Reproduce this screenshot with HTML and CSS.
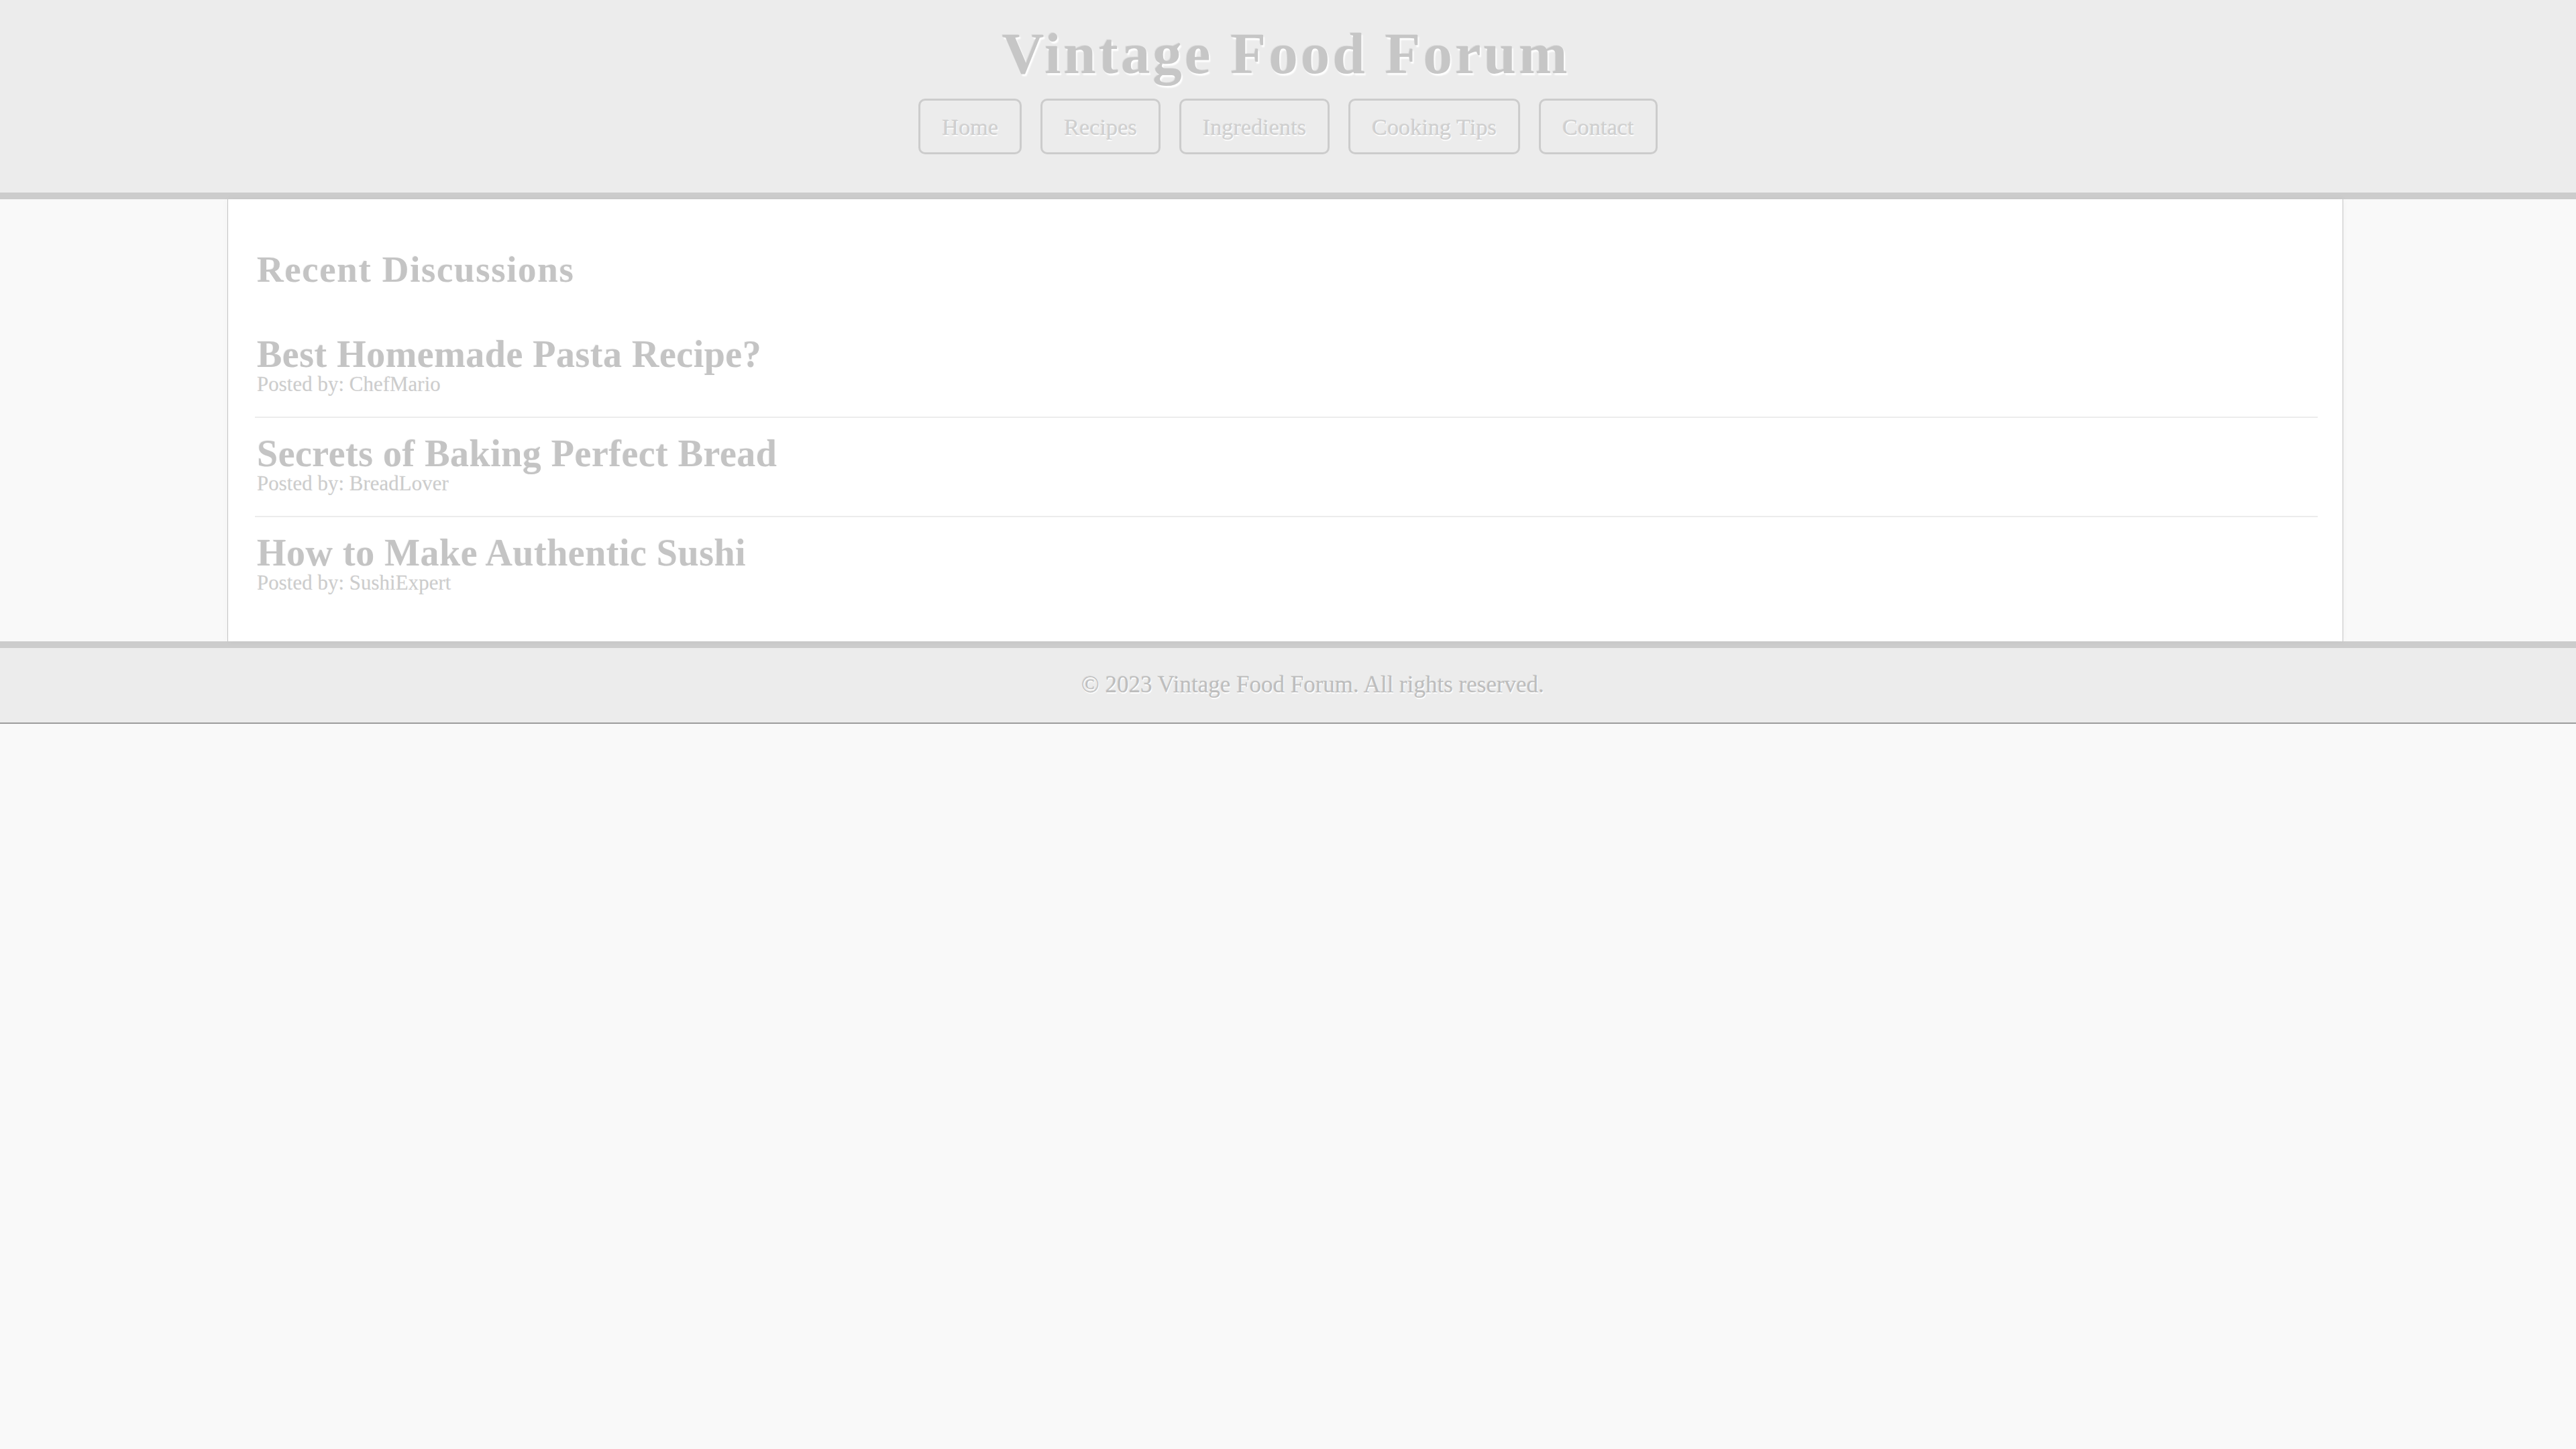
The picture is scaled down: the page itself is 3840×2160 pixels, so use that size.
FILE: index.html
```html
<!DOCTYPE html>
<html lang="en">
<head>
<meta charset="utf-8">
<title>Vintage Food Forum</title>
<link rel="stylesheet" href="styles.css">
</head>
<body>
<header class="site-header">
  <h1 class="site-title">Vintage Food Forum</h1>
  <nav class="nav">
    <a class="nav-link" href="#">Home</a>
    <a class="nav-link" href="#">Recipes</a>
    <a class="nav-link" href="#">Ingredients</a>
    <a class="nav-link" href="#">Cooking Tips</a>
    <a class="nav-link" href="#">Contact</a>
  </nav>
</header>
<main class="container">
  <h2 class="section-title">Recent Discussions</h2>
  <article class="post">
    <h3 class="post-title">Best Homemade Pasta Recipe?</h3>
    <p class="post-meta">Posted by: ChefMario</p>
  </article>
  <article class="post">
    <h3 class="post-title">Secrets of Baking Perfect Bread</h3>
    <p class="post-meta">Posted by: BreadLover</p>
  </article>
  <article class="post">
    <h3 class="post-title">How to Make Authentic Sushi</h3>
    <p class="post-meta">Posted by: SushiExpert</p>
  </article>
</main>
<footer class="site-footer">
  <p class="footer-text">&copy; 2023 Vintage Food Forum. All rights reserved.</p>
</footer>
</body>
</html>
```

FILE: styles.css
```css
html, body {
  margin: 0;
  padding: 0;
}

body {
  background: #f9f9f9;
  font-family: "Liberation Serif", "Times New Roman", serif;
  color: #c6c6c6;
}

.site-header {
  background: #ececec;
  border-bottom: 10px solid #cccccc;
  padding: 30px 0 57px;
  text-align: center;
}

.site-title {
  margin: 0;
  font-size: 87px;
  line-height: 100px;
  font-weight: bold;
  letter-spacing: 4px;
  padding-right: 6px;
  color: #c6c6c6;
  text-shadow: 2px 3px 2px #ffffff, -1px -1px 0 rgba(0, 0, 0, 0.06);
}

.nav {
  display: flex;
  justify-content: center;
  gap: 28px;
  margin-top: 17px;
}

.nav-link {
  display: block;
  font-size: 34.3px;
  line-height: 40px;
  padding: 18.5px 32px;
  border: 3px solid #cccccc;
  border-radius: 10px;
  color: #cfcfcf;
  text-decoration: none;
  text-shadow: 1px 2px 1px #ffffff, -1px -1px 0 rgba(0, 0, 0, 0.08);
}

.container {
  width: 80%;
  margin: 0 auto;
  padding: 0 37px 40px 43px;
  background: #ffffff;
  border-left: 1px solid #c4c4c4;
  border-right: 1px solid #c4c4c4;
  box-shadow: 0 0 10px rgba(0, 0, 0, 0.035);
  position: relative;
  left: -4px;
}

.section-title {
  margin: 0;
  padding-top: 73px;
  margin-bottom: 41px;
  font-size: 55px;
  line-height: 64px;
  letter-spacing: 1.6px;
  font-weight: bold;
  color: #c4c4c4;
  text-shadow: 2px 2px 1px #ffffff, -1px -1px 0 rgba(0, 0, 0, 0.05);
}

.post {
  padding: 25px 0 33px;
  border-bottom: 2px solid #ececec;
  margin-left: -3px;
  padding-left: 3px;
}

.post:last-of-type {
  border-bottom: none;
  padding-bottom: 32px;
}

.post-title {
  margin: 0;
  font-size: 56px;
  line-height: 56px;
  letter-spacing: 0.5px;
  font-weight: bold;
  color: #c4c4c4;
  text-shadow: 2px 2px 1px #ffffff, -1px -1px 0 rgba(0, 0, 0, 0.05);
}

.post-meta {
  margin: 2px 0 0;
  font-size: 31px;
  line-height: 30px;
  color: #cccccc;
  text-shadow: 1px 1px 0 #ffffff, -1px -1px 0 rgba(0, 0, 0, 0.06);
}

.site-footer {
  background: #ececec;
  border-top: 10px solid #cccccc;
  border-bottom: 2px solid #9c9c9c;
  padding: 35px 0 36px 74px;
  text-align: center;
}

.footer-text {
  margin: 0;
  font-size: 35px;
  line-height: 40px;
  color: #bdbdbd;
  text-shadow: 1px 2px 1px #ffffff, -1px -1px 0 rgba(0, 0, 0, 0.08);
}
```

==

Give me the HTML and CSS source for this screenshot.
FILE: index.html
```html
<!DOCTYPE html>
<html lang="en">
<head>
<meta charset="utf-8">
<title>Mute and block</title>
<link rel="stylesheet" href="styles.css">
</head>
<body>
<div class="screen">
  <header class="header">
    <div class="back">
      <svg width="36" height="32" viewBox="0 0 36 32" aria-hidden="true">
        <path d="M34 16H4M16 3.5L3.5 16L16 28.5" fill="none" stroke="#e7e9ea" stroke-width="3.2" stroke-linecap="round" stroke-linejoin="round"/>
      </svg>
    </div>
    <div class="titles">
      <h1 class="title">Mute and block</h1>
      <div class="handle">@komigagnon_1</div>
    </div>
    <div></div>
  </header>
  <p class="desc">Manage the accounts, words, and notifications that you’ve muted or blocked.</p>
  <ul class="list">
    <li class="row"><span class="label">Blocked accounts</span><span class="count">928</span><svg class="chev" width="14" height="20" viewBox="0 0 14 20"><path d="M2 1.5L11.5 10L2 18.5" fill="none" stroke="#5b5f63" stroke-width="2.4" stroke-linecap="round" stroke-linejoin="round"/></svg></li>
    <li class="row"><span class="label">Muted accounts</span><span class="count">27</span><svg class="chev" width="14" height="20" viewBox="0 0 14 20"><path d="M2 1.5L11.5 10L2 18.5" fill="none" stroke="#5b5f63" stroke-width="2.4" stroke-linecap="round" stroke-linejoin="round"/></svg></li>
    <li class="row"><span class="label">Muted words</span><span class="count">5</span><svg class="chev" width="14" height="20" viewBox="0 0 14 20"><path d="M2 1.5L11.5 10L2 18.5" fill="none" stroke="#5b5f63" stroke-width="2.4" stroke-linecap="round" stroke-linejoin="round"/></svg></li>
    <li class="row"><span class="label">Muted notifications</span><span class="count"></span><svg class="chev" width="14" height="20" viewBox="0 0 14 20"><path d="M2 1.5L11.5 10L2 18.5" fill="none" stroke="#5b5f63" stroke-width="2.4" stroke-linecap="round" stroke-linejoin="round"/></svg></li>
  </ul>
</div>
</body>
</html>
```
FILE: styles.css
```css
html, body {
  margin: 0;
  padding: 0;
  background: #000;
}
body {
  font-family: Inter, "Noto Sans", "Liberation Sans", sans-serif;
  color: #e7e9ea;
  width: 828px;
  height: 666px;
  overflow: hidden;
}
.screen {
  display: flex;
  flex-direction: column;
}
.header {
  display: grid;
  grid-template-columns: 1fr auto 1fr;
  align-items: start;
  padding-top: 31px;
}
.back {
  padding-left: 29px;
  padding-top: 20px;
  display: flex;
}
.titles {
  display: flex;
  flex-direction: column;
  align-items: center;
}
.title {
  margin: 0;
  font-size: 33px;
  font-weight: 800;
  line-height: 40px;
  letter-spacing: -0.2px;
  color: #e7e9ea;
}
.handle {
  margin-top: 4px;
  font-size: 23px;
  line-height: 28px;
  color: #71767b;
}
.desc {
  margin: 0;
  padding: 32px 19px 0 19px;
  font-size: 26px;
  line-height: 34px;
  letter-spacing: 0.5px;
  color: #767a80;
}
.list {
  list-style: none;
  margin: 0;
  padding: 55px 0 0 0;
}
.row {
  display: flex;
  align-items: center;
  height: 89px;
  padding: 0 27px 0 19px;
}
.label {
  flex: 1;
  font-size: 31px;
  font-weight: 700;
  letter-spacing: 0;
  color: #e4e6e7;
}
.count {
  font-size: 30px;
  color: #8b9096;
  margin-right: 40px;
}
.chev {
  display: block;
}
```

#### [EXERCISE AIM]
Extract from the material all lines containing the string "that".

#### [COMPLETED EXERCISE]
The picture is scaled down: the page itself is 3840×2160 pixels, so use that size.
  <p class="desc">Manage the accounts, words, and notifications that you’ve muted or blocked.</p>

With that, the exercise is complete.